Egan focuses on the resurgence of the Ku Klux Klan in the 1920s in the United States and its nearly successful plan to control the political structure of the entire nation.
The Klan, comprising primarily defeated Confederate soldiers, first sprang up immediately after the Civil War. The group terrorized Blacks until after the election of Ulysses S. Grant as president. Grant was determined to destroy the Klan, and by 1872, he had succeeded.
In the early 1920s, the Klan resurged, swearing opposition primarily to Blacks, Jews and Catholics. By 1924, it had permeated the country. That year, the National Origins Act passed both houses of Congress overwhelmingly, setting strict immigration quotas.
The Klan charged $10 to join, terrorized non-whites and religious minorities, and intimidated white Protestants who would not join. It was said, “People paid $10 to hate, and they got their money’s worth.”
The intent of these haters was to promote a “pure race” of white Protestants. Their intentions reflected those of the Nazis, then on the rise in Germany.
The klan of the 1920s was dominated by Grand Dragon D.C. Stephenson of Indianapolis. He planned to gain political control of the nation, with himself as president. Ed Jackson, who, as Indiana secretary of state, authorized the Indiana klan charter in 1921 and officially joined in 1923, was elected governor in 1924—far from the only klan governor in the country. The mayor of Indianapolis was also a klan member. Indiana and other states passed various anti-Black laws. Lynchings were rampant.
Finally, the klan fell apart, beginning when it was revealed that Stephenson, who was known as a paragon of temperance and (white) women’s virtue, drank in excess and beat and raped women. He was eventually convicted of causing the death of a woman he had raped.
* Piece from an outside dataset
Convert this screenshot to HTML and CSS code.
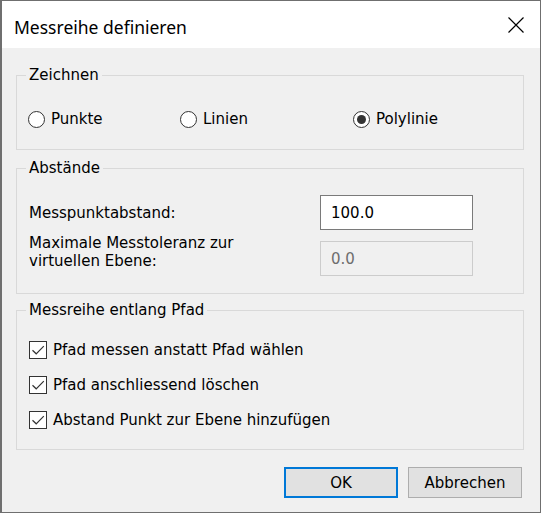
FILE: index.html
```html
<!DOCTYPE html>
<html lang="de">
<head>
<meta charset="utf-8">
<title>Messreihe definieren</title>
<link rel="stylesheet" href="styles.css">
</head>
<body>
<div class="window">
  <div class="titlebar">
    <span class="title">Messreihe definieren</span>
    <svg class="close" width="16" height="16" viewBox="0 0 16 16" aria-hidden="true">
      <path d="M0.5 0.5 L15.5 15.5 M15.5 0.5 L0.5 15.5" stroke="#000" stroke-width="1.2" fill="none"/>
    </svg>
  </div>
  <div class="content">
    <fieldset class="group group-draw">
      <legend>Zeichnen</legend>
      <div class="radios">
        <label class="radio"><span class="rb"></span>Punkte</label>
        <label class="radio"><span class="rb"></span>Linien</label>
        <label class="radio"><span class="rb checked"></span>Polylinie</label>
      </div>
    </fieldset>

    <fieldset class="group group-dist">
      <legend>Abstände</legend>
      <div class="fields">
        <span class="lbl lbl-center">Messpunktabstand:</span>
        <span class="input">100.0</span>
        <span class="lbl lbl-top">Maximale Messtoleranz zur<br>virtuellen Ebene:</span>
        <span class="input input-disabled">0.0</span>
      </div>
    </fieldset>

    <fieldset class="group group-path">
      <legend>Messreihe entlang Pfad</legend>
      <div class="checks">
        <label class="check"><span class="cb"><svg width="16" height="16" viewBox="0 0 16 16"><path d="M2.5 8.2 L6.2 11.8 L13.8 4.2" stroke="#333" stroke-width="1.2" fill="none"/></svg></span>Pfad messen anstatt Pfad wählen</label>
        <label class="check"><span class="cb"><svg width="16" height="16" viewBox="0 0 16 16"><path d="M2.5 8.2 L6.2 11.8 L13.8 4.2" stroke="#333" stroke-width="1.2" fill="none"/></svg></span>Pfad anschliessend löschen</label>
        <label class="check"><span class="cb"><svg width="16" height="16" viewBox="0 0 16 16"><path d="M2.5 8.2 L6.2 11.8 L13.8 4.2" stroke="#333" stroke-width="1.2" fill="none"/></svg></span>Abstand Punkt zur Ebene hinzufügen</label>
      </div>
    </fieldset>

    <div class="buttons">
      <button class="btn btn-default">OK</button>
      <button class="btn">Abbrechen</button>
    </div>
  </div>
</div>
</body>
</html>
```

FILE: styles.css
```css
html, body {
  margin: 0;
  padding: 0;
  background: #ffffff;
}

body {
  font-family: "DejaVu Sans", "Liberation Sans", sans-serif;
  font-size: 15px;
  color: #000;
}

.window {
  width: 541px;
  height: 513px;
  box-sizing: border-box;
  border: 1px solid #6f6f6f;
  border-left-width: 2px;
  background: #f0f0f0;
  display: flex;
  flex-direction: column;
}

.titlebar {
  height: 47px;
  background: #ffffff;
  display: flex;
  align-items: center;
  justify-content: space-between;
  padding: 0 16px 0 12px;
  box-sizing: border-box;
}

.title {
  font-family: "Noto Sans", "Open Sans", sans-serif;
  font-size: 17.5px;
  line-height: 22px;
  padding-top: 4px;
  color: #000;
}

.close {
  display: block;
}

.content {
  padding: 18px 16px 0 14px;
  display: flex;
  flex-direction: column;
}

.group {
  margin: 0;
  border: 1px solid #d9d9d9;
  padding: 0 12px;
  min-inline-size: 0;
}

.group legend {
  padding: 0 3px;
  margin-left: -3px;
  line-height: 18px;
  font-size: 15px;
}

.group-draw {
  padding-top: 25px;
  padding-bottom: 20px;
}

.group-dist {
  margin-top: 9px;
  padding-top: 18px;
  padding-bottom: 17px;
}

.group-path {
  margin-top: 7px;
  padding-top: 21px;
  padding-bottom: 19px;
}

.radios {
  display: grid;
  grid-template-columns: 152px 173px auto;
  margin-left: -1px;
}

.radio,
.check {
  display: flex;
  align-items: center;
  height: 20px;
  gap: 6px;
  white-space: nowrap;
}

.rb {
  width: 17px;
  height: 17px;
  box-sizing: border-box;
  border: 1.5px solid #333;
  border-radius: 50%;
  background: #fff;
  display: flex;
  align-items: center;
  justify-content: center;
}

.rb.checked::after {
  content: "";
  width: 9px;
  height: 9px;
  border-radius: 50%;
  background: #333;
}

.fields {
  display: grid;
  grid-template-columns: 291px 153px;
  row-gap: 2px;
}

.lbl {
  line-height: 18px;
}

.lbl-center {
  align-self: center;
}

.lbl-top {
  align-self: start;
  margin-top: 2px;
}

.input {
  height: 35px;
  box-sizing: border-box;
  border: 1px solid #7a7a7a;
  background: #fff;
  padding: 0 10px;
  display: flex;
  align-items: center;
}

.input-disabled {
  margin-top: 9px;
  border-color: #cccccc;
  background: #f0f0f0;
  color: #6d6d6d;
}

.checks {
  display: flex;
  flex-direction: column;
  gap: 15px;
}

.cb {
  width: 16px;
  height: 16px;
  border: 1px solid #333;
  background: #fff;
  display: block;
}

.cb svg {
  display: block;
}

.buttons {
  display: flex;
  justify-content: flex-end;
  gap: 10px;
  margin-top: 17px;
  margin-right: 2px;
}

.btn {
  width: 114px;
  height: 31px;
  box-sizing: border-box;
  border: 1px solid #adadad;
  background: #e1e1e1;
  font-family: "DejaVu Sans", "Liberation Sans", sans-serif;
  font-size: 15px;
  color: #000;
  padding: 0;
}

.btn-default {
  border: 2px solid #0078d7;
}
```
While one must be careful about drawing comparisons, there are some disturbing parallels between the 1920s and today. The Klan leadership didn’t create the anti-Black, Jewish and Catholic animus; it exploited the public mood. There was a spiteful anti-immigrant mood at the time, as well as strong racist and antisemitic feelings.
The true believers were easily manipulated: Stephenson maintained that, if one repeats a lie often enough, people will believe it. This is something Hitler also practiced and that we have seen demonstrated in the U.S. recently.
Today, racism and antisemitism are again on the rise. In Charlottesville, Virginia, in 2017, white supremacists violently defied efforts to remove a statue of Confederate Gen. Robert E. Lee (first erected, not coincidentally, in 1924) while shouting “Jews will not replace us!” The far right of today is focused on exploiting public hatred of the “other” and attacking perceived enemies.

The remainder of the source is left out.